Some of the value of morning news is its ability to wake you up by really ticking you off--sometimes before you get out of bed. This morning I heard this piece on NPR, which really burned my cookies and shed some serious light on why our nation's car companies are failures (even if we haven't let them fail yet). It talks about how General Motors still supplies a company car (for $250 a month) and free gas to about 8,000 of its white-collar workers.
The official name of this monstrosity in the budget is the "Product Evaluation Program." Employees who get a company car are asked to fill out a product evaluation survey, which supposedly goes...somewhere.
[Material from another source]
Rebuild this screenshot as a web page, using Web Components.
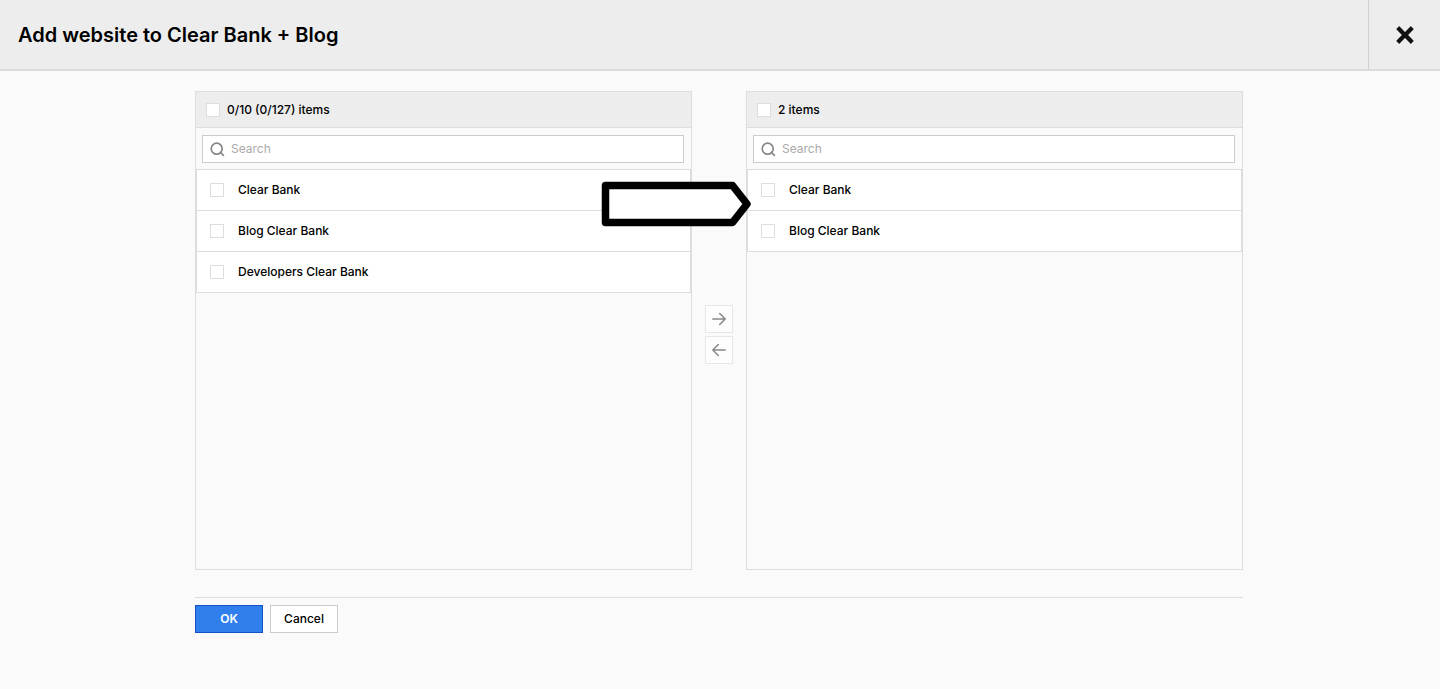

Walter McManus, a former GM economist, takes issue with that claim:
"I'm not aware — when I was in market research or in product planning — of anyone at GM ever using the information for any sort of analysis or any product development decisions," McManus said. "No one that I knew took it seriously."
GM argues that their engineers are using the data. Even if that's true, how critical are you going to be of a new car for which gas is free? Employees can get a new car every 6 months (it used to be 3--nice belt-tightening, there, GM)--even the worst-built car can usually make it 6 months before it leaves you stranded at the side of the road or needs serious maintenance. For $250 a month I can get a car that runs for free? Color me impressed--what's not to like?
This is right up there with going to Washington in the company jet. In fact, it's worse. The company jet was less of a slap in the face to all the GM employees who work hard to make the company successful, and who face truly dire consequences if GM can't get its act together (and it doesn't even look like they're trying). Factory workers in particular put their trust in the white collar employees to direct the company's efforts to produce valuable and desirable products.
Most white-collar employees have more transferable skills--if you lose your job as a strategist for GM, you can retool your resume to become a strategist in another manufacturing industry (assuming America has any manufacturing left after this travesty). If you have the right skillset, you can teach in a business school. But if your entire resume is line work in a factory, you have a less luxurious list of options--and there are a LOT of you who need jobs when a factory shuts down.
I've worked in companies that pushed back when we wanted to buy post-it notes. I'm not saying that's a valuable use of company resources, but at least we weren't throwing shareholder money around on things that actively shot our company in the foot. This spending is so irresponsible that I'm not sure the English language has a word for it.
There--I've ticked you off. I feel better now.